FCC 706 Report – Everything’s Amazing, but Nobody’s Happy

by Mike Wendy on May 23, 2011

Last Friday, the FCC released its annual 706 Report – a report that details whether broadband is making it out to all Americans on a reasonable and timely basis.  As it did last year after essentially raising the bar for what’s “acceptable” broadband, the FCC once again determined that all American’s aren’t getting it as fast as the FCC wishes.

From the 706 Report:

Our analysis of the best data available—the data collected by the National Telecommunications and Information Administration (NTIA) for the National Broadband Map—shows that as many as 26 million Americans live in areas unserved by broadband capable of “originat[ing] and receiv[ing] high-quality voice, data, graphics, and video telecommunications.” Many of these Americans live in areas where there is no business case to offer broadband, and where existing public efforts to extend broadband are unlikely to reach; they have no immediate prospect of being served, despite the growing costs of digital exclusion. For these and other reasons, we must conclude that broadband is not being deployed in a reasonable and timely fashion to all Americans.

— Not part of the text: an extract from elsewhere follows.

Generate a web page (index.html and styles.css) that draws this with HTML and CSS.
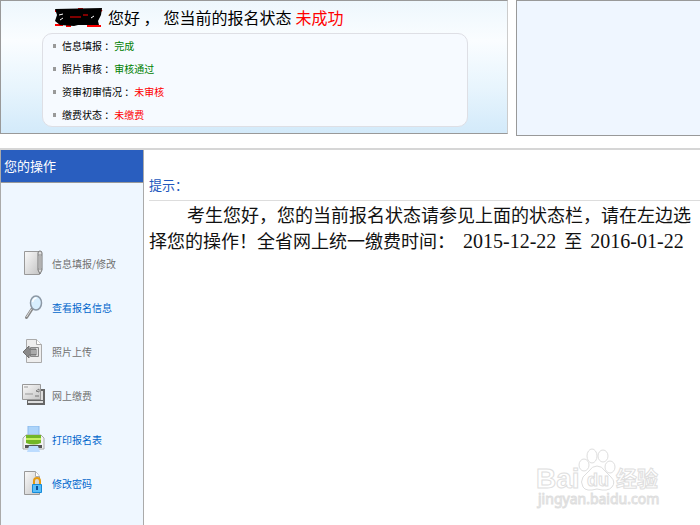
FILE: index.html
```html
<!DOCTYPE html>
<html lang="zh-CN">
<head>
  <meta charset="UTF-8" />
  <title>网上报名</title>
  <meta name="viewport" content="width=device-width, initial-scale=1.0" />
  <link rel="stylesheet" href="styles.css">
</head>
<body>
  <header class="top">
    <section class="status">
      <h1 class="greeting">
        <svg class="masked" width="50" height="20" viewBox="0 0 50 20">
          <path d="M1 4h6M1 18h8M12 19h5M33 19h14M24 2h5M45 2l3 2" stroke="#f00" stroke-width="2" />
          <path d="M1 2L48 1 47 8 44 14 45 18 24 18 20 19 6 18 1 14 3 8z" fill="#000" />
          <path d="M16 10l11 0M29 8h5" stroke="#f00" stroke-width="1" />
          <path d="M5 8l4-1M6 13l3-2M37 11l3-2" stroke="#fff" />
        </svg>
        <span>您好 ，</span>
        <span>您当前的报名状态</span>
        <span class="bad">未成功</span>
      </h1>
      <ul class="status-list">
        <li>信息填报 ：<span class="ok">完成</span></li>
        <li>照片审核 ：<span class="ok">审核通过</span></li>
        <li>资审初审情况 ：<span class="bad">未审核</span></li>
        <li>缴费状态 ：<span class="bad">未缴费</span></li>
      </ul>
    </section>
    <aside class="side-panel"></aside>
  </header>

  <div class="content">
    <nav class="sidebar">
      <h2 class="sidebar-title">您的操作</h2>
      <ul class="menu">
        <li>
          <a href="#" class="off">
            <svg width="24" height="26" viewBox="0 0 24 26">
              <defs>
                <linearGradient id="paper" x1="0" y1="0" x2="1" y2="1">
                  <stop offset="0" stop-color="#fafafa" />
                  <stop offset="1" stop-color="#c4c4c4" />
                </linearGradient>
              </defs>
              <path d="M2.500 1.500h15v23h-15z" fill="url(#paper)" stroke="#999" />
              <path d="M16 3q0-2 2-2t2 2v17l-2 4-2-4z" fill="#ddd" stroke="#777" />
              <path d="M16 5h4M16 19h4M18 6v12" stroke="#888" />
            </svg>
            信息填报/修改
          </a>
        </li>
        <li>
          <a href="#">
            <svg width="24" height="26" viewBox="0 0 24 26">
              <path d="M10 15L4.500 23.500" stroke="#888" stroke-width="3" stroke-linecap="round" />
              <path d="M9.500 15L4.500 23" stroke="#ddd" />
              <ellipse cx="14" cy="9" rx="5.500" ry="7" fill="#d8efff" stroke="#8c98a5" stroke-width="1.500" />
              <path d="M10.500 8q1-4 4-4" stroke="#fff" stroke-width="1.500" fill="none" />
            </svg>
            查看报名信息
          </a>
        </li>
        <li>
          <a href="#" class="off">
            <svg width="24" height="26" viewBox="0 0 24 26">
              <path d="M4.500 1.500h10l5 5v18h-15z" fill="#eee" stroke="#aaa" />
              <path d="M14.500 1.500v5h5" fill="#fff" stroke="#aaa" />
              <path d="M8.500 9.500h8v9h-8z" fill="#ddd" stroke="#888" />
              <path d="M1 14l6-6v3h7v6H7v3z" fill="#8a8a8a" stroke="#707070" />
              <path d="M9 12h6v4H9z" fill="#aaa" />
            </svg>
            照片上传
          </a>
        </li>
        <li>
          <a href="#" class="off">
            <svg width="24" height="26" viewBox="0 0 24 26">
              <path d="M5 7h18v16H5z" fill="#666" />
              <path d="M6 19h15v2H6zM19 9h2v9h-2z" fill="#ddd" />
              <path d="M.500 2.500h18v15H.500z" fill="url(#paper)" stroke="#999" />
              <path d="M2 5h4M3 12h8" stroke="#999" />
              <path d="M14 9l3-2v3zM13 14h4" fill="#fff" stroke="#777" />
            </svg>
            网上缴费
          </a>
        </li>
        <li>
          <a href="#">
            <svg width="24" height="26" viewBox="0 0 24 26">
              <path d="M6 0h11v10H6z" fill="#acd4fa" stroke="#8ab9ec" />
              <path d="M1 12l3-3h15l3 3v11H1z" fill="#f3f3f3" stroke="#aaa" />
              <path d="M4 9h15v8q-7 3-15 0z" fill="#72b626" />
              <path d="M4 12h15v2H4z" fill="#c5f064" />
              <path d="M3 19h17v3H3z" fill="#555" />
              <path d="M7 20h9l2 6H5z" fill="#bcdcff" />
            </svg>
            打印报名表
          </a>
        </li>
        <li>
          <a href="#">
            <svg width="24" height="26" viewBox="0 0 24 26">
              <path d="M2.500 1.500h11l4 5v18h-15z" fill="url(#paper)" stroke="#999" />
              <path d="M13.500 1.500v5h4" fill="#fff" stroke="#aaa" />
              <path d="M12 15v-4q0-3 3-3t3 3v4" fill="none" stroke="#e49a10" stroke-width="2" />
              <path d="M10.500 14.500h9v8h-9z" fill="#58bdf8" stroke="#168bd8" />
              <path d="M15 16v4" stroke="#0b4f96" stroke-width="2" />
            </svg>
            修改密码
          </a>
        </li>
      </ul>
    </nav>

    <main class="main">
      <h2 class="tip-title">提示：</h2>
      <p class="tip">考生您好，您的当前报名状态请参见上面的状态栏，请在左边选择您的操作！全省网上统一缴费时间：<span class="date">2015-12-22</span>至<span class="date">2016-01-22</span></p>
    </main>
  </div>

  <svg class="watermark" width="130" height="64" viewBox="0 0 130 64">
    <g fill="#fff" stroke="#dedede">
      <text x="0" y="43" class="wm-logo">Bai</text>
      <ellipse cx="48" cy="20" rx="5" ry="6" />
      <ellipse cx="56" cy="11" rx="5" ry="7" />
      <ellipse cx="67" cy="11" rx="5" ry="6" />
      <ellipse cx="74" cy="22" rx="5" ry="6" />
      <path d="M61 21q5 0 8 5l6 6q5 5 1 10t-15 2q-11 3-14-2t0-10l6-6q3-5 8-5z" />
      <text x="51" y="41" class="wm-du">du</text>
      <text x="80" y="41" class="wm-cn">经验</text>
      <text x="2" y="59" class="wm-url">jingyan.baidu.com</text>
    </g>
  </svg>
</body>
</html>
```

FILE: styles.css
```css
* { box-sizing: border-box; }
body { margin: 0; background: #fff; color: #000; font-family: "Noto Sans CJK SC", sans-serif; }
h1, h2, p, ul { margin: 0; padding: 0; font-weight: normal; }
ul { list-style: none; }
a { color: #0066cc; text-decoration: none; }
.ok { color: #008000; }
.bad { color: #f00; }

/* status bar */
.top { display: flex; gap: 8px; align-items: flex-start; }
.status { flex: 0 0 508px; padding: 4px 39px 6px 41px; border: 1px solid #999; border-right-color: #ccc; background: linear-gradient(#eef7fd, #fafdff 30%, #e8f5fd 65%, #d3eafa); }
.greeting { display: flex; align-items: center; gap: 4px; height: 28px; padding: 0 0 4px 12px; font-size: 16px; }
.status-list { padding: 0 0 0 10px; border: 1px solid #dedfe5; border-radius: 10px; background: #f6faff; }
.status-list li { display: flex; align-items: center; height: 23px; font-size: 10px; white-space: pre; }
.status-list li::before { content: ""; width: 3px; height: 4px; margin-right: 6px; background: #999; }
.side-panel { flex: 1; height: 136px; border: 1px solid #999; border-right: 0; background: #eff6ff; }

/* lower part */
.content { display: flex; min-height: calc(100vh - 148px); margin-top: 12px; border-top: 2px solid #d6d6d6; }
.sidebar { flex: 0 0 144px; border: 1px solid #aaa; border-width: 0 1px; background: #eff7ff; }
.sidebar-title { padding: 0 3px; border-bottom: 1px solid #999; background: #295ebf; color: #fff; font-size: 13px; line-height: 32px; }
.menu { padding-top: 58px; }
.menu a { display: flex; align-items: center; gap: 6px; height: 44px; padding-left: 21px; font-size: 10px; }
.menu .off { color: #707070; }
.main { flex: 1; padding: 22px 0 0 5px; }
.tip-title { padding-bottom: 2px; border-bottom: 1px solid #ddd; color: #2258bd; font-size: 13px; line-height: 26px; }
.tip { color: #111; font-size: 18px; line-height: 26px; text-indent: 38px; }
.date { margin: 0 8px; font-family: "Liberation Serif", serif; font-size: 20px; }

.watermark { position: absolute; right: 34px; bottom: 16px; }
.wm-logo { font: bold 28px "Liberation Sans", sans-serif; }
.wm-du { font: bold 18px "Liberation Sans", sans-serif; }
.wm-cn { font: bold 21px "Noto Sans CJK SC", sans-serif; }
.wm-url { font: 14px "Noto Sans", sans-serif; }
```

Unfortunately, the press release accompanying the 706 Report goes in a different direction, strongly implying that private companies who wire America have failed it:

[A]pproximately 26 million Americans, mostly in rural communities located in every region of the country, are denied access to the jobs and economic opportunity made possible by broadband.

The press release then emphasizes the FCC’s “white knight” role in changing this:

Without action by the FCC in partnership with the states and the private sector, prospects for broadband service in many of the areas cited in the Report will remain unacceptably low. (emphasis added)

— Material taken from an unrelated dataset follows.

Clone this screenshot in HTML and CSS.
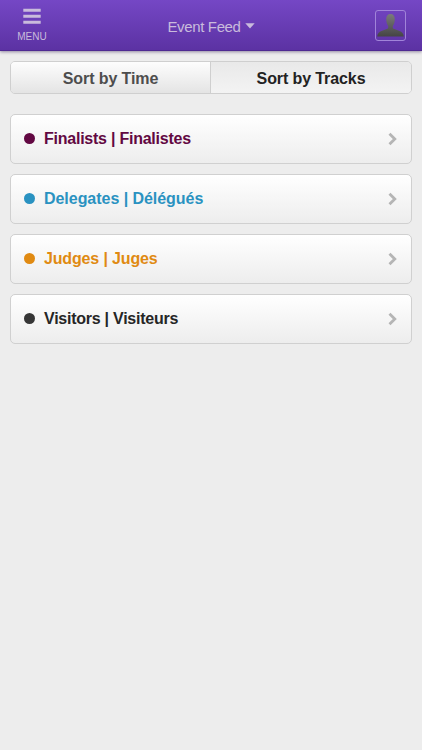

Of course, the United States Telecom Association (which represents America’s telecom industry in Washington) had a more positive take on the new data, stating:

The FCC’s own data show that 95 percent of Americans have access to wired broadband, and 93 percent are happy with their service. Moreover, private sector investment in broadband grew from $63 billion to $66 billion from 2009-10, according to USTelecom and Yankee Group data. Clearly the private sector is doing its part – broadband has been deployed to virtually every corner of America where a business case can be made for investment.

Reports, like statistics, can be framed in any way an author so chooses.   The Author – the FCC – has a stake in this game, seeking to regulate the Internet where it hasn’t before.  To get there, the agency has to paint, or imply, a crummy picture – that private companies have botched wiring America with broadband.  The 706 Report and its hyperbolic press release “prove” the need for the FCC to correct that deficit.

I believe the opposite sits closer to the facts than the FCC’s sad, agenda-driven surmise.

As industry analyst, Scott Celand, alludes to, the FCC (and its pro-regulatory cheerleaders /pessimists) suffers from the psychological phenomena called “everything’s amazing and nobody’s happy” syndrome, noting in his blog today:

Point to a broadband deployment “glass” that has been filled super-fast by competitive forces to be 95% full, and then exclaim horrors the broadband deployment glass is still 5% empty and its all the fault of the fast-filling market competition…

The FCC could use some Freudian counseling.  The 5% of Americans who lack broadband would get it faster if the FCC healed itself of its Münchausen syndrome, taking the advice USTelecom gives:

It is now important for government to do its part as well – by taking action to remove barriers to investment, eliminate uneconomic regulation, make additional spectrum available, and provide financial assistance to areas where it is economically unfeasible to provide broadband on an unsupported basis.

This prescription, and avoiding too much navel gazing, will help the ornery agency see that the broadband we have is pretty amazing.  And that should make them happy.

Americans, too – for it would foreclose agency actions that, though “well-meaning,” would actually hurt the rollout of new broadband infrastructure to all on a reasonable and timely basis.